Viols, avortements forcés, maltraitances multiformes ont été le lot de ces femmes dont les témoignages ont été parfois arrachés par le procureur Mbacké Fall lorsque le président de la Chambre d'assises des CAE, embarrassé, y allait à mots couverts.

Une femme accuse Habré de l'avoir violée à quatre reprises

 

Mais le témoignage qui fera le plus de bruit, le coup de théâtre, est celui de Khadija Hassan Zidane, le 19 octobre. Elle a accusé Hissène Habré en personne de l'avoir violée à quatre reprises, dans les locaux de la Présidence. Une accusation que l'ancien président, jusque-là impassible, accueillera en agitant nerveusement un des pieds.
Certains des accusateurs ont cependant passé des moments difficiles face aux avocats commis pour la défense de l'accusé. Les défenseurs ont surtout tenté de démontrer que le client qu'ils défendent contre sa volonté, n'était pas informé des exactions commises par les hommes de la DDS.
« Avez-vous une fois au moins entendu Hissène Habré cautionner ou avaliser les tueries et tortures ? » demande un des avocats à un témoin, haut fonctionnaire au moment des faits supposés.
« Non, je n'ai jamais clairement entendu Hissène Habré donner des instructions allant dans le sens d'encourager des massacres ». Le témoin se dit toutefois convaincu que ces exactions ne pouvaient se produire sans que l'ancien président ne soit au courant.
Un autre temps fort de ce procès est la séquence des dépositions des experts légistes qui, dans leur rapport, ont conclu à des morts criminelles, par balles de fusil d'assaut AK 47, en tout cas dans la majorité des cas étudiés.
Diapos à l'appui, l'équipe pluridisciplinaire de légistes a présenté une kyrielle de pièces ayant servi à étayer leur enquête.

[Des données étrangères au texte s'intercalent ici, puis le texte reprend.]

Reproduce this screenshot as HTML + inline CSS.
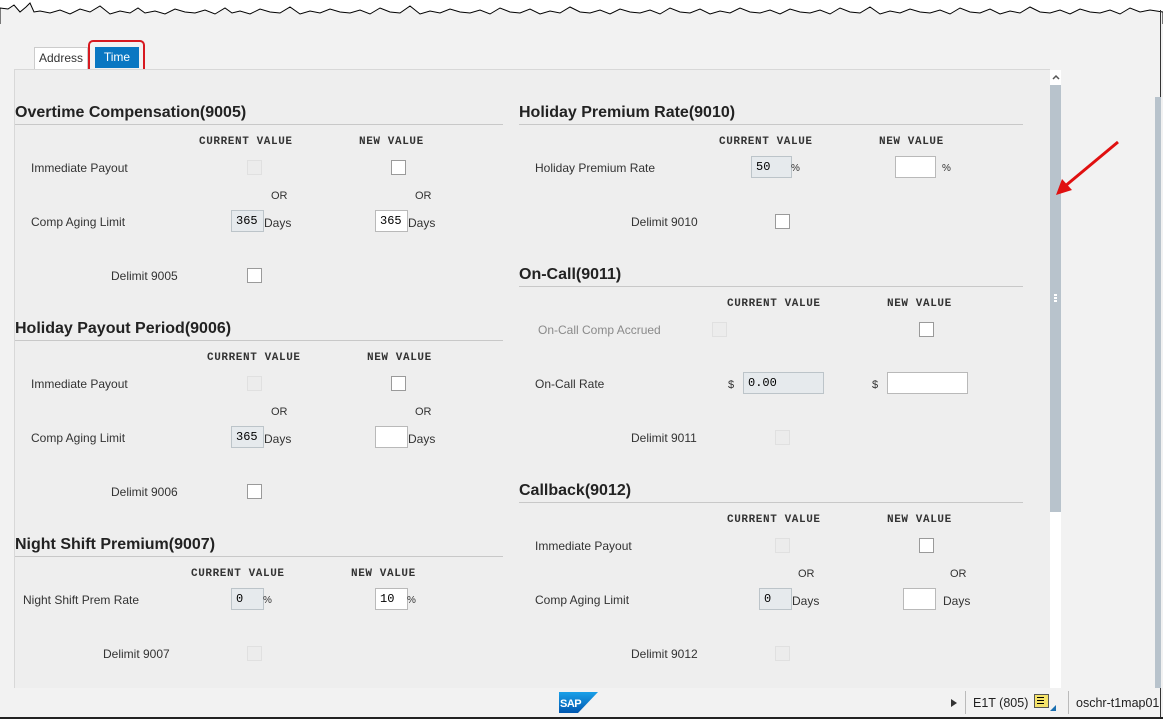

On a vu dans ces documents des habits, des pièces de monnaie.
Ainsi pour le médecin -légiste Pierre Perich, il est établi que « les os retrouvés et les lésions des habits sont en parfaite concordance avec les pénétrations des balles reçues. Cela démontre à souhait que les victimes ont reçu une certaine masse de projectiles dans le corps », fait-il remarquer.
Des conclusions corroborées par ses collègues José Emmanuel, expert balistique, et José Luis Prieto, médecin- légiste- odontologue.